Your goal
The entries below contain pictures. Retype everything except those pictures, exactly as given.

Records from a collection
################

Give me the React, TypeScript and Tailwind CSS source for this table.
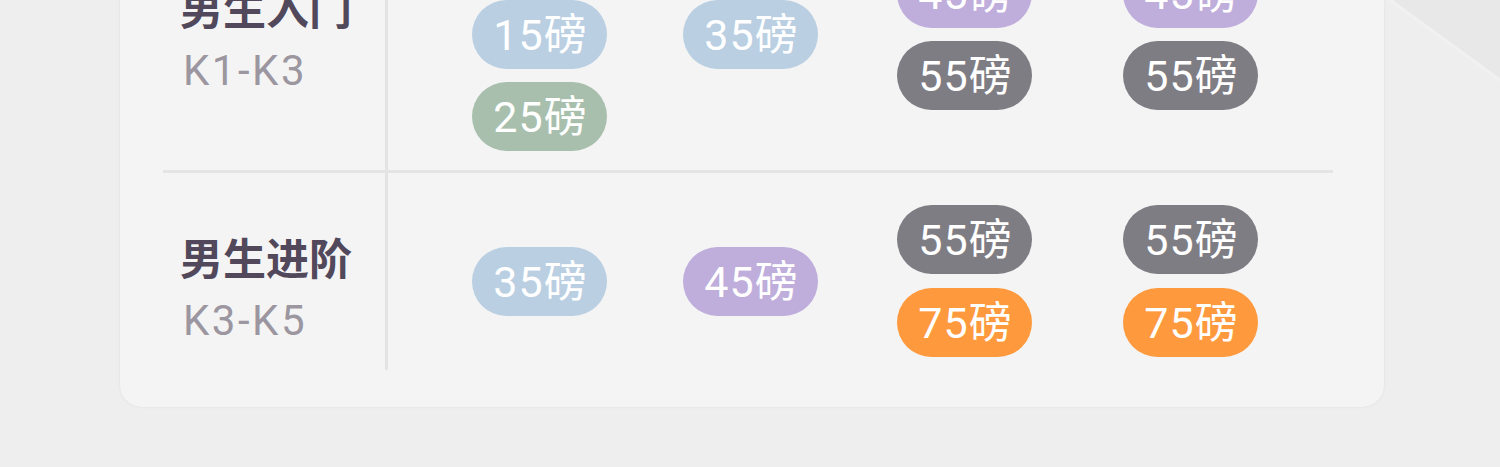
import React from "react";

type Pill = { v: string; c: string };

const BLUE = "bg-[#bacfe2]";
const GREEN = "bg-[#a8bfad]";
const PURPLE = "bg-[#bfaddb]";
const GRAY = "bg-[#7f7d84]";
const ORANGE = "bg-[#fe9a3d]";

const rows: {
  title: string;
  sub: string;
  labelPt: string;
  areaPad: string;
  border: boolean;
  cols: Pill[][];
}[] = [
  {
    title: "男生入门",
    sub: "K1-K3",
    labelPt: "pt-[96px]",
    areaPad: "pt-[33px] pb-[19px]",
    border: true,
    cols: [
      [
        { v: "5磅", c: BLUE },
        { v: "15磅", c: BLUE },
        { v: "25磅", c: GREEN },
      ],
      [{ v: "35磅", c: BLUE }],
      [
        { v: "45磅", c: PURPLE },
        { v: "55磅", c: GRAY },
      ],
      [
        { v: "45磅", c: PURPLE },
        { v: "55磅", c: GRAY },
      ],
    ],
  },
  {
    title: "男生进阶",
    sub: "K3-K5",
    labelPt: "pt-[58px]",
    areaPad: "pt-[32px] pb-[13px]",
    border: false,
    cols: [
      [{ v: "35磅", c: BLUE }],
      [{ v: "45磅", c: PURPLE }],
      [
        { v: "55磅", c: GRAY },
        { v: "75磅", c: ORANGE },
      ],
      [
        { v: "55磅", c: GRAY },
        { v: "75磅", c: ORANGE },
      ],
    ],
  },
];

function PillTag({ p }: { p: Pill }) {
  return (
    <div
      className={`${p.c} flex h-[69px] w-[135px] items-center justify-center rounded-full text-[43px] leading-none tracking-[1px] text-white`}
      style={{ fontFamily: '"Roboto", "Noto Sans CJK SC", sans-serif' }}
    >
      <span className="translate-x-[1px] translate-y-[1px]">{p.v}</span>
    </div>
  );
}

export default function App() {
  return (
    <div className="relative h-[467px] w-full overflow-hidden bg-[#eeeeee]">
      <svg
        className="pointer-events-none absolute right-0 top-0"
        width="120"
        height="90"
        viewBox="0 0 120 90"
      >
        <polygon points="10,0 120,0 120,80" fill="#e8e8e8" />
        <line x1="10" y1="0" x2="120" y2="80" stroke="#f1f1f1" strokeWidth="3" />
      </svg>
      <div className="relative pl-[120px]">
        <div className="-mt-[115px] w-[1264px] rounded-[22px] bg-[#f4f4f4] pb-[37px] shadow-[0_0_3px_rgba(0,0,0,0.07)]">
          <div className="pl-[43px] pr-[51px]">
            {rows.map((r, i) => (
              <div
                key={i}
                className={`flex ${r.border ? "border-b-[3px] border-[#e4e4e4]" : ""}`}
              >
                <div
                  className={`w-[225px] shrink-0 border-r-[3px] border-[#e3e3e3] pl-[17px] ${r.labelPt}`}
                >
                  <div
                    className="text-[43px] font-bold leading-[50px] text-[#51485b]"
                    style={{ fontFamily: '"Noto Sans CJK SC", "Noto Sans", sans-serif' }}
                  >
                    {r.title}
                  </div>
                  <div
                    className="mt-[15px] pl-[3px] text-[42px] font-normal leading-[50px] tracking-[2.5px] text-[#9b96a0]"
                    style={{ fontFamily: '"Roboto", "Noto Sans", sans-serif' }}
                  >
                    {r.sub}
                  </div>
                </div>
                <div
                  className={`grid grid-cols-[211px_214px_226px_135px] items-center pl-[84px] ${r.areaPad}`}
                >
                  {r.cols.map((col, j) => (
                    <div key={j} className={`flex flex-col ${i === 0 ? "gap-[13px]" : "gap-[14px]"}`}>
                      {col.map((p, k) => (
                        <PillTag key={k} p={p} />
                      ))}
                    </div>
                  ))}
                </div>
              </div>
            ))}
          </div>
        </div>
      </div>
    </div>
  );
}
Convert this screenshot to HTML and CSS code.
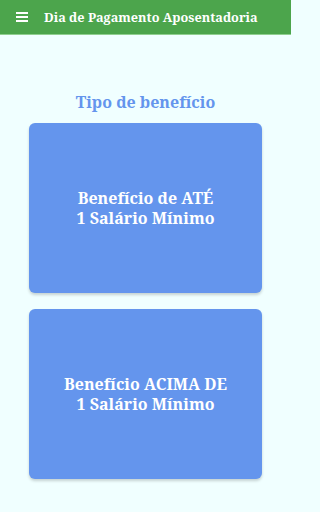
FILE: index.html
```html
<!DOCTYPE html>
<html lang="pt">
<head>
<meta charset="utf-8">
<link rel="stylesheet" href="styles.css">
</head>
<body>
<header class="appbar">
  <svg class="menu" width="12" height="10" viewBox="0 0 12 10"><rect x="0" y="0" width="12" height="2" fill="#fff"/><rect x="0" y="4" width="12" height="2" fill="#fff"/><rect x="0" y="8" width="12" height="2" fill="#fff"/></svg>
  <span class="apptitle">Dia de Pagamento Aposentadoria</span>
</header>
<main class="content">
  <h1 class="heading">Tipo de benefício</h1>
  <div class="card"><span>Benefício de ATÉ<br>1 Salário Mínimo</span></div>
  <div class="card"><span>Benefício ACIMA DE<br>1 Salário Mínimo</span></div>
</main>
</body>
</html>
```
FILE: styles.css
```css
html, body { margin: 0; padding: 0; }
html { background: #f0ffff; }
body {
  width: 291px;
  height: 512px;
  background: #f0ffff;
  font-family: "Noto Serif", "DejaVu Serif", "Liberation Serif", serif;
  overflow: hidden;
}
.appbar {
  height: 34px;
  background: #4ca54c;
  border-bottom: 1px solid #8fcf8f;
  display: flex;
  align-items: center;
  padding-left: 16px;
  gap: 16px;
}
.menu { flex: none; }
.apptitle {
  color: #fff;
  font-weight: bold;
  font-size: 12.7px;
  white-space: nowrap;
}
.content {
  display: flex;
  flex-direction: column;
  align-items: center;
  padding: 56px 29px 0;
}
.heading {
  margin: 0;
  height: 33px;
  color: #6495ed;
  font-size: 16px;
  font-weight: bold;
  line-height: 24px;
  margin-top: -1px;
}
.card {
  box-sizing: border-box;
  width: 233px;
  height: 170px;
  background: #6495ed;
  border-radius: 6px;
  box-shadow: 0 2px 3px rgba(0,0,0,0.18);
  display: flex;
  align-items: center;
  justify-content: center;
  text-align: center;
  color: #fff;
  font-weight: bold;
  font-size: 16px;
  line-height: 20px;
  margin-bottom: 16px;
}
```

################

Finished task
Give me the React, TypeScript and Tailwind CSS source for this table.
import React from "react";

type Pill = { v: string; c: string };

const BLUE = "bg-[#bacfe2]";
const GREEN = "bg-[#a8bfad]";
const PURPLE = "bg-[#bfaddb]";
const GRAY = "bg-[#7f7d84]";
const ORANGE = "bg-[#fe9a3d]";

const rows: {
  title: string;
  sub: string;
  labelPt: string;
  areaPad: string;
  border: boolean;
  cols: Pill[][];
}[] = [
  {
    title: "男生入门",
    sub: "K1-K3",
    labelPt: "pt-[96px]",
    areaPad: "pt-[33px] pb-[19px]",
    border: true,
    cols: [
      [
        { v: "5磅", c: BLUE },
        { v: "15磅", c: BLUE },
        { v: "25磅", c: GREEN },
      ],
      [{ v: "35磅", c: BLUE }],
      [
        { v: "45磅", c: PURPLE },
        { v: "55磅", c: GRAY },
      ],
      [
        { v: "45磅", c: PURPLE },
        { v: "55磅", c: GRAY },
      ],
    ],
  },
  {
    title: "男生进阶",
    sub: "K3-K5",
    labelPt: "pt-[58px]",
    areaPad: "pt-[32px] pb-[13px]",
    border: false,
    cols: [
      [{ v: "35磅", c: BLUE }],
      [{ v: "45磅", c: PURPLE }],
      [
        { v: "55磅", c: GRAY },
        { v: "75磅", c: ORANGE },
      ],
      [
        { v: "55磅", c: GRAY },
        { v: "75磅", c: ORANGE },
      ],
    ],
  },
];

function PillTag({ p }: { p: Pill }) {
  return (
    <div
      className={`${p.c} flex h-[69px] w-[135px] items-center justify-center rounded-full text-[43px] leading-none tracking-[1px] text-white`}
      style={{ fontFamily: '"Roboto", "Noto Sans CJK SC", sans-serif' }}
    >
      <span className="translate-x-[1px] translate-y-[1px]">{p.v}</span>
    </div>
  );
}

export default function App() {
  return (
    <div className="relative h-[467px] w-full overflow-hidden bg-[#eeeeee]">
      <svg
        className="pointer-events-none absolute right-0 top-0"
        width="120"
        height="90"
        viewBox="0 0 120 90"
      >
        <polygon points="10,0 120,0 120,80" fill="#e8e8e8" />
        <line x1="10" y1="0" x2="120" y2="80" stroke="#f1f1f1" strokeWidth="3" />
      </svg>
      <div className="relative pl-[120px]">
        <div className="-mt-[115px] w-[1264px] rounded-[22px] bg-[#f4f4f4] pb-[37px] shadow-[0_0_3px_rgba(0,0,0,0.07)]">
          <div className="pl-[43px] pr-[51px]">
            {rows.map((r, i) => (
              <div
                key={i}
                className={`flex ${r.border ? "border-b-[3px] border-[#e4e4e4]" : ""}`}
              >
                <div
                  className={`w-[225px] shrink-0 border-r-[3px] border-[#e3e3e3] pl-[17px] ${r.labelPt}`}
                >
                  <div
                    className="text-[43px] font-bold leading-[50px] text-[#51485b]"
                    style={{ fontFamily: '"Noto Sans CJK SC", "Noto Sans", sans-serif' }}
                  >
                    {r.title}
                  </div>
                  <div
                    className="mt-[15px] pl-[3px] text-[42px] font-normal leading-[50px] tracking-[2.5px] text-[#9b96a0]"
                    style={{ fontFamily: '"Roboto", "Noto Sans", sans-serif' }}
                  >
                    {r.sub}
                  </div>
                </div>
                <div
                  className={`grid grid-cols-[211px_214px_226px_135px] items-center pl-[84px] ${r.areaPad}`}
                >
                  {r.cols.map((col, j) => (
                    <div key={j} className={`flex flex-col ${i === 0 ? "gap-[13px]" : "gap-[14px]"}`}>
                      {col.map((p, k) => (
                        <PillTag key={k} p={p} />
                      ))}
                    </div>
                  ))}
                </div>
              </div>
            ))}
          </div>
        </div>
      </div>
    </div>
  );
}
Convert this screenshot to HTML and CSS code.
FILE: index.html
```html
<!DOCTYPE html>
<html lang="pt">
<head>
<meta charset="utf-8">
<link rel="stylesheet" href="styles.css">
</head>
<body>
<header class="appbar">
  <svg class="menu" width="12" height="10" viewBox="0 0 12 10"><rect x="0" y="0" width="12" height="2" fill="#fff"/><rect x="0" y="4" width="12" height="2" fill="#fff"/><rect x="0" y="8" width="12" height="2" fill="#fff"/></svg>
  <span class="apptitle">Dia de Pagamento Aposentadoria</span>
</header>
<main class="content">
  <h1 class="heading">Tipo de benefício</h1>
  <div class="card"><span>Benefício de ATÉ<br>1 Salário Mínimo</span></div>
  <div class="card"><span>Benefício ACIMA DE<br>1 Salário Mínimo</span></div>
</main>
</body>
</html>
```
FILE: styles.css
```css
html, body { margin: 0; padding: 0; }
html { background: #f0ffff; }
body {
  width: 291px;
  height: 512px;
  background: #f0ffff;
  font-family: "Noto Serif", "DejaVu Serif", "Liberation Serif", serif;
  overflow: hidden;
}
.appbar {
  height: 34px;
  background: #4ca54c;
  border-bottom: 1px solid #8fcf8f;
  display: flex;
  align-items: center;
  padding-left: 16px;
  gap: 16px;
}
.menu { flex: none; }
.apptitle {
  color: #fff;
  font-weight: bold;
  font-size: 12.7px;
  white-space: nowrap;
}
.content {
  display: flex;
  flex-direction: column;
  align-items: center;
  padding: 56px 29px 0;
}
.heading {
  margin: 0;
  height: 33px;
  color: #6495ed;
  font-size: 16px;
  font-weight: bold;
  line-height: 24px;
  margin-top: -1px;
}
.card {
  box-sizing: border-box;
  width: 233px;
  height: 170px;
  background: #6495ed;
  border-radius: 6px;
  box-shadow: 0 2px 3px rgba(0,0,0,0.18);
  display: flex;
  align-items: center;
  justify-content: center;
  text-align: center;
  color: #fff;
  font-weight: bold;
  font-size: 16px;
  line-height: 20px;
  margin-bottom: 16px;
}
```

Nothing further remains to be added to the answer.